Jakarta (ANTARA News) - Program Satu Desa Satu Produk atau One Village One Product (OVOP) menuntut Industri Kecil Menengah untuk lebih kreatif mengelola sumber daya daerah, hingga produk-produk dari daerah masing-masing bisa menjadi produk satu-satunya.

"Produk satu-satunya atau Only One adalah produk yang dihasilkan hanya satu-satunya dimiliki oleh daerah tersebut," kata Menteri Perindustrian Saleh Husin di Jakarta, Selasa.

Selain itu, Saleh juga ingin OVOP menjadi produk nomor satu atau Number One, di mana jumlah yang dihasilkan terdapat di lebih dari satu tempat dan pelaku IKM menjadikan kualitas produknya nomor satu di antara produk sejenis lainnya.

Untuk mewujudkan hal itu, tergantung bagaimana masyarakat atau pelaku IKM mengolah potensi daerah masing-masing, baik sumber daya alamnya, inovasi dan teknologi yang dimiliki.

Diketahui, program OVOP diadopsi dari Jepang, di mana seorang Gunernur Perfektur Oita, Jepang, bernama Hiramatsu melihat jamur berlimpah di daerahnya, yang memiliki banyak khasiat namun diterlantarkan.

Hiramatsu akhirnya mengajak seluruh masyarakat untuk sama-sama memanfaatkan jamur, yang hanya ada di daerahnya tersebut, agar lebih memiliki nilai tambah.

Peristiwa yang terjadi pada 1960-an itu membuat Jepang mengembangkan OVOP lebih dulu, hingga akhirnya diadopsi beberapa negara di dunia, termasuk Indonesia dan Thailand.

"OVOP itu memang seperti itu, menggali potensi yang ada di daerah.
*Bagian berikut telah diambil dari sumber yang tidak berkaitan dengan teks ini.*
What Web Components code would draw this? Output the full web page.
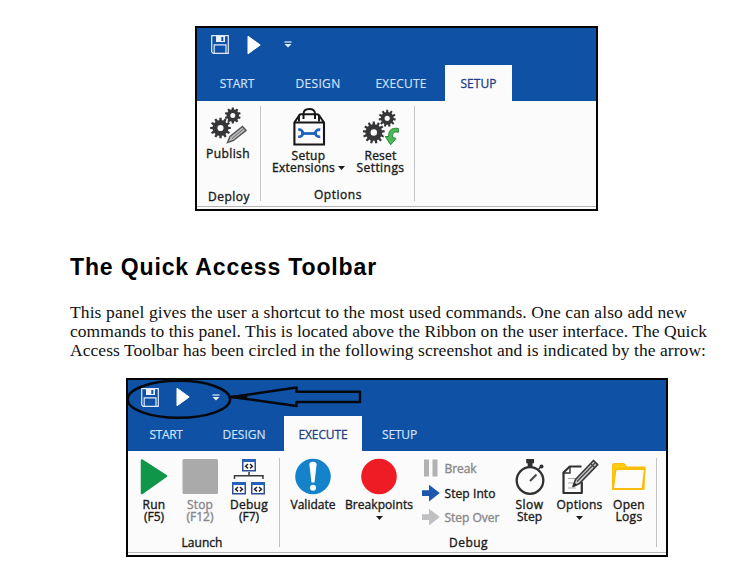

Dengan begitu, kita mampu bersaing dengan produk dari daerah lain bahkan dari negara lain," ujar Dirjen IKM Kementerian Perindustrian, Euis Saedah.

Pada 2015, Kementerian Perindustrian menganugerahkan piagam OVOP kepada 110 IKM, dengan kategori bintang lima sebanyak 2 IKM, bintang empat 23 IKM, bintang 51 IKM dan bintang lima 34 IKM.